= DATA EXTRACT =

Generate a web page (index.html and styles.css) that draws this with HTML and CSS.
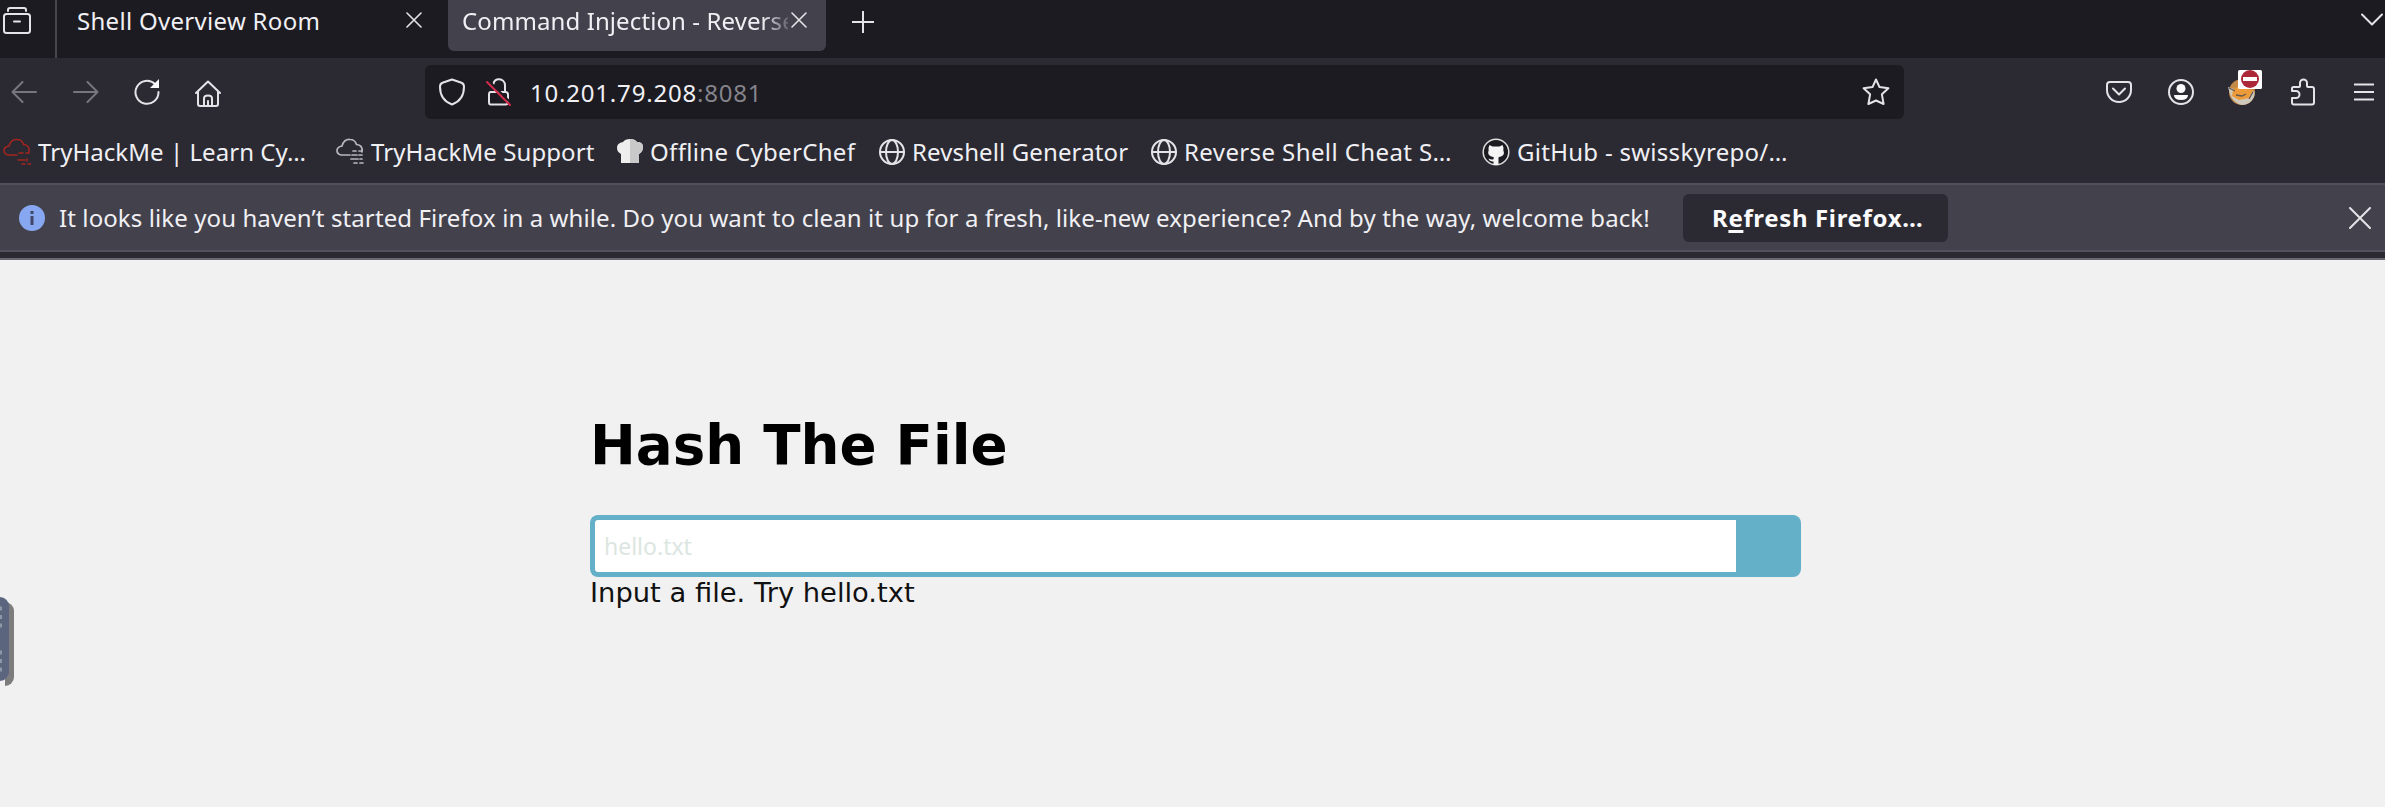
FILE: index.html
```html
<!DOCTYPE html>
<html lang="en">
<head>
<meta charset="utf-8">
<title>Command Injection - Reverse Shell</title>
<link rel="stylesheet" href="styles.css">
</head>
<body>
<header class="chrome">
  <div class="tabs">
    <div class="recent"><svg class="icon" width="28" height="28" viewBox="0 0 28 28"><path d="M5 4V3q0-2 2-2h14q2 0 2 2v1M3.500 7h21q2.500 0 2.500 2.500v14q0 2.500-2.500 2.500h-21Q1 26 1 23.500v-14Q1 7 3.500 7zM11 14.500h6"/></svg></div>
    <div class="tab tab-room"><span class="t t-room">Shell Overview Room</span><svg class="icon x" width="16" height="16" viewBox="0 0 16 16"><path d="M1 1l14 14M15 1L1 15"/></svg></div>
    <div class="tab tab-active"><span class="t t-cmd">Command Injection - Reverse</span><svg class="icon x" width="16" height="16" viewBox="0 0 16 16"><path d="M1 1l14 14M15 1L1 15"/></svg></div>
    <svg class="icon plus" width="22" height="22" viewBox="0 0 22 22"><path d="M11 .5v21M.5 11h21"/></svg>
    <svg class="icon chevron" width="22" height="14" viewBox="0 0 22 14"><path d="M1 1.500l10 10 10-10"/></svg>
  </div>
  <nav class="toolbar">
    <svg class="icon dim back" width="26" height="22" viewBox="0 0 26 22"><path d="M25 11H1.500M11.500 1l-10 10 10 10"/></svg>
    <svg class="icon dim fwd" width="26" height="22" viewBox="0 0 26 22"><path d="M1 11h23.500M14.500 1l10 10-10 10"/></svg>
    <svg class="icon reload" width="26" height="26" viewBox="0 0 26 26"><path d="M21 5A11.500 11.500 0 1 0 24.500 13"/><path class="solid" d="M25 0v9h-9z"/></svg>
    <svg class="icon home" width="26" height="27" viewBox="0 0 26 27"><path d="M1 13L13 1.500 25 13M3 11.500V24q0 2 2 2h16q2 0 2-2V11.500M9 26v-7.500q0-3 4-3t4 3V26M13 21v5"/></svg>
    <div class="urlbar">
      <svg class="icon" width="26" height="28" viewBox="0 0 26 28"><path d="M13 1.500l9.500 3.300q2.500 1 2.500 4C25 18 20 24 13 26.500 6 24 1 18 1 8.800q0-3 2.500-4z"/></svg>
      <svg class="icon lock" width="26" height="28" viewBox="0 0 26 28"><path d="M4.500 14h15q2.500 0 2.500 2.500V24q0 2.500-2.500 2.500h-15Q3 26.500 3 24v-7.500Q3 14 4.500 14zM19 14V7.500C19 -.5 7.500-.5 7.500 6"/><path class="gap" d="M2 2l24 24"/><path class="slash" d="M1 4l23 23"/></svg>
      <span class="t t-url">10.201.79.208<span class="port">:8081</span></span>
      <svg class="icon star" width="28" height="28" viewBox="0 0 28 28"><path d="M14 1.500l3.500 7.600 8.900 1.200-6.500 6 1.700 9.700-7.600-3.500L6.400 26l1.700-9.700-6.500-6 8.900-1.200z"/></svg>
    </div>
    <div class="actions">
      <svg class="icon" width="26" height="22" viewBox="0 0 26 22"><path d="M4 1h18q3 0 3 3v5a12 12 0 0 1-24 0V4q0-3 3-3zM7 7.500l6 6 6-6"/></svg>
      <svg class="icon" width="26" height="26" viewBox="0 0 26 26"><circle cx="13" cy="13" r="12"/><circle class="solid" cx="13" cy="9.500" r="4.500"/><path class="solid" d="M6 16h14q0 5-7 5t-7-5z"/></svg>
      <svg class="fox" width="36" height="36" viewBox="0 0 36 36"><circle cx="16" cy="22" r="13" fill="#c58a48"/><path d="M2 17l9 3 14 3q5-5 3 4-4 8-12 8-9-2-12-11z" fill="#cfc9bc"/><path d="M7 20l6-4 8 3 6 1-4 8-10 2-7-4z" fill="#ed9a38"/><path d="M3 18l6 3M10 25l6 1 4-2M23 29l4-7" fill="none" stroke="#64584f" stroke-width="1.300"/><rect x="12" width="24" height="19" rx="1.500" fill="#fff"/><circle cx="24" cy="9" r="9" fill="#ac2839"/><rect x="17" y="7" width="14" height="4" fill="#fff"/></svg>
      <svg class="icon puzzle" width="24" height="28" viewBox="0 0 24 28"><path d="M2.500 9H8q1 0 1-1V5a3.500 3.500 0 0 1 7 0v3q0 1 1 1h4q2 0 2 2v13.500q0 2-2 2H3q-2 0-2-2V20h4a3.500 3.500 0 0 0 0-7H1v-2.500Q1 9 2.500 9z"/></svg>
      <svg class="icon menu" width="20" height="18" viewBox="0 0 20 18"><path d="M0 1.500h20M0 9h20M0 16.500h20"/></svg>
    </div>
  </nav>
  <div class="bookmarks">
    <a class="bm bm-1"><svg class="icon red" width="28" height="28" viewBox="0 0 28 28"><path d="M14 17H5Q1 16 1 12.500T6 8q2-7 8-6.500 5 0 6.500 5Q27 7 26 14M16 15h4M23 15h3M15 22h7M24 21v2M19 26h3M25 26h3"/></svg><span class="t">TryHackMe | Learn Cy…</span></a>
    <a class="bm bm-2"><svg class="icon cloud" width="28" height="28" viewBox="0 0 28 28"><path d="M14 17H5Q1 16 1 12.500T6 8q2-7 8-6.500 5 0 6.500 5Q27 7 26 14"/><path d="M17 13h3M23 13h3M16 17h5M23 17h4M15 21h7M24 21h2M18 25h4M24 25h4" stroke-dasharray="3 1"/></svg><span class="t">TryHackMe Support</span></a>
    <a class="bm bm-3"><svg width="26" height="26" viewBox="0 0 26 26"><path d="M4 24v-9Q0 13 0 8.500T6 3q2-3 7-3 5 0 7 3 6 0 6 5t-4 7v9z" fill="#eee"/><path d="M13 0q5 0 7 3 6 0 6 5t-4 7v9h-9z" fill="#c9c9c9"/></svg><span class="t">Offline CyberChef</span></a>
    <a class="bm bm-4"><svg class="icon" width="26" height="26" viewBox="0 0 26 26"><circle cx="13" cy="13" r="12"/><ellipse cx="13" cy="13" rx="6" ry="12"/><path d="M1 13h24"/></svg><span class="t">Revshell Generator</span></a>
    <a class="bm bm-5"><svg class="icon" width="26" height="26" viewBox="0 0 26 26"><circle cx="13" cy="13" r="12"/><ellipse cx="13" cy="13" rx="6" ry="12"/><path d="M1 13h24"/></svg><span class="t">Reverse Shell Cheat S…</span></a>
    <a class="bm bm-6"><svg width="28" height="28" viewBox="0 0 28 28"><circle cx="14" cy="14" r="12.800" fill="#1b1b20" stroke="#ddd" stroke-width="1.500"/><path d="M7.500 7l3 1.500h7l3-1.500q1.500 3 .8 5 2.500 6-4.800 7.300V27h-5v-3.500q-4 .5-5-3 2.500 1.500 5 .8l.3-2Q4.500 18 6.700 12q-.7-2 .8-5z" fill="#f4f4f4"/></svg><span class="t">GitHub - swisskyrepo/…</span></a>
  </div>
  <div class="notice">
    <svg class="info" width="26" height="26" viewBox="0 0 26 26"><circle cx="13" cy="13" r="13" fill="#87a8f0"/><path d="M13 6v3M13 11v9" stroke="#414769" stroke-width="3"/></svg>
    <span class="t t-notice">It looks like you haven’t started Firefox in a while. Do you want to clean it up for a fresh, like-new experience? And by the way, welcome back!</span>
    <button class="refresh"><span class="t t-refresh">R<span class="key">e</span>fresh Firefox…</span></button>
    <svg class="icon close" width="22" height="22" viewBox="0 0 22 22"><path d="M1 1l20 20M21 1L1 21"/></svg>
  </div>
</header>
<main class="page">
  <h1>Hash The File</h1>
  <form class="search">
    <input class="field" type="text" placeholder="hello.txt">
    <button class="go" type="button" aria-label="Submit"></button>
  </form>
  <p class="hint">Input a file. Try hello.txt</p>
  <aside class="handle"><svg width="9" height="84" viewBox="0 0 9 84"><path d="M0 11.500h2M0 20h2M0 28.500h2M0 55.500h2M0 64h2M0 72.500h2" stroke="#8d98a9" stroke-width="4"/></svg></aside>
</main>
</body>
</html>
```
FILE: styles.css
```css
* { box-sizing: border-box; }
body {
  margin: 0;
  height: 807px;
  overflow: hidden;
  background: #f1f1f1;
  color: #000;
  font-family: "Noto Sans", sans-serif;
}
svg { display: block; flex: none; }
.icon { fill: none; stroke: #e4e4e8; stroke-width: 2; stroke-linejoin: round; stroke-linecap: round; }
.icon .solid { fill: #fbfbfe; stroke: none; }
.t { display: block; white-space: nowrap; font-size: 24px; line-height: 32px; flex: none; }

.chrome { height: 260px; background: #2b2a33; color: #f0f0f4; border-bottom: 2px solid #6a6972; }

.tabs { display: flex; height: 58px; background: #1c1b21; }
.recent { width: 57px; padding: 7px 0 0 3px; border-right: 2px solid #47464e; }
.tab { display: flex; align-items: flex-start; }
.tab .t { margin-top: 5px; }
.tab .x { margin-top: 12px; stroke-width: 1.600; }
.tab-room { width: 391px; padding-left: 20px; }
.t-room { width: 329px; letter-spacing: .3px; }
.tab-active { width: 378px; height: 51px; padding-left: 14px; background: #43414b; border-radius: 0 0 6px 6px; }
.t-cmd { width: 326px; margin-right: 3px; overflow: hidden; letter-spacing: .1px; mask-image: linear-gradient(90deg, #000 300px, transparent 332px); }
.plus { margin: 11px 0 0 26px; }
.chevron { margin: 13px 2px 0 auto; }

.toolbar { display: flex; height: 68px; padding-top: 7px; }
.toolbar > .icon { margin-top: 16px; }
.icon.dim { stroke: #77767e; }
.back { margin-left: 11px; }
.fwd { margin-left: 36px; }
.toolbar > .reload { margin: 14px 0 0 35px; }
.toolbar > .home { margin: 15px 0 0 35px; }
.urlbar { display: flex; align-items: center; width: 1479px; height: 54px; margin-left: 204px; padding: 0 14px 0 14px; background: #1c1b21; border-radius: 6px; }
.lock { margin-left: 21px; }
.lock .gap { stroke: #1c1b21; stroke-width: 2; }
.lock .slash { stroke: #d22c4b; }
.t-url { margin: 2px 0 0 18px; letter-spacing: .8px; }
.port { color: #85848c; }
.star { margin-left: auto; }
.actions { display: flex; align-items: center; height: 54px; margin-left: 202px; gap: 36px; }
.fox { margin: -8px -10px 0 -4px; }
.puzzle { margin-left: 3px; }
.menu { margin-left: 3px; }

.bookmarks { display: flex; height: 57px; padding: 10px 0 0 3px; }
.bm { display: flex; align-items: center; height: 32px; gap: 7px; flex: none; }
.bm-1 { width: 333px; letter-spacing: .05px; }
.bm-2 { width: 281px; letter-spacing: .08px; }
.bm-3 { width: 262px; letter-spacing: .33px; }
.bm-4 { width: 272px; letter-spacing: .12px; }
.bm-5 { width: 331px; letter-spacing: .4px; }
.bm-6 { letter-spacing: .28px; }
.red { stroke: #a7241f; stroke-width: 1.500; }
.cloud { stroke: #b9b8be; stroke-width: 1.700; }

.notice { display: flex; align-items: center; height: 69px; padding: 0 14px 0 19px; background: #43414b; border: solid #53525c; border-width: 2px 0; }
.t-notice { width: 1624px; margin-left: 14px; letter-spacing: .1px; }
.refresh { width: 265px; height: 48px; padding: 0; border: 0; border-radius: 6px; background: #2b2a33; color: #fbfbfe; font: inherit; font-weight: 700; text-align: left; }
.t-refresh { margin-left: 29px; letter-spacing: .65px; }
.key { text-decoration: underline; text-decoration-thickness: 3px; text-underline-offset: 3px; text-decoration-skip-ink: none; }
.close { margin-left: auto; }

.page { position: relative; height: 547px; padding: 152px 0 0 590px; font-family: "DejaVu Sans", sans-serif; }
h1 { margin: 0; font-size: 54.700px; line-height: 66px; font-weight: 700; }
.search { display: flex; width: 1211px; height: 62px; margin-top: 37px; }
.field { flex: 1; min-width: 0; padding: 0 9px; border: 5px solid #65b0c9; border-right: 0; border-radius: 8px 0 0 8px; background: #fff; font: 23px "Noto Sans", sans-serif; }
.field::placeholder { color: #dce6e1; opacity: 1; }
.go { width: 65px; border: 0; border-radius: 0 8px 8px 0; background: #65b0c9; }
.hint { margin: 0; font-size: 27.350px; line-height: 32px; color: #111; }
.handle { position: absolute; left: 0; top: 337px; width: 9px; height: 84px; background: #5b667e; border-radius: 0 9px 9px 0; box-shadow: 5px 5px 0 #7d7d7d; }
```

= SHORT PROBLEM =
Identify and extract each line of the listing that contains "index".

= TASK OUTPUT =
Generate a web page (index.html and styles.css) that draws this with HTML and CSS.
FILE: index.html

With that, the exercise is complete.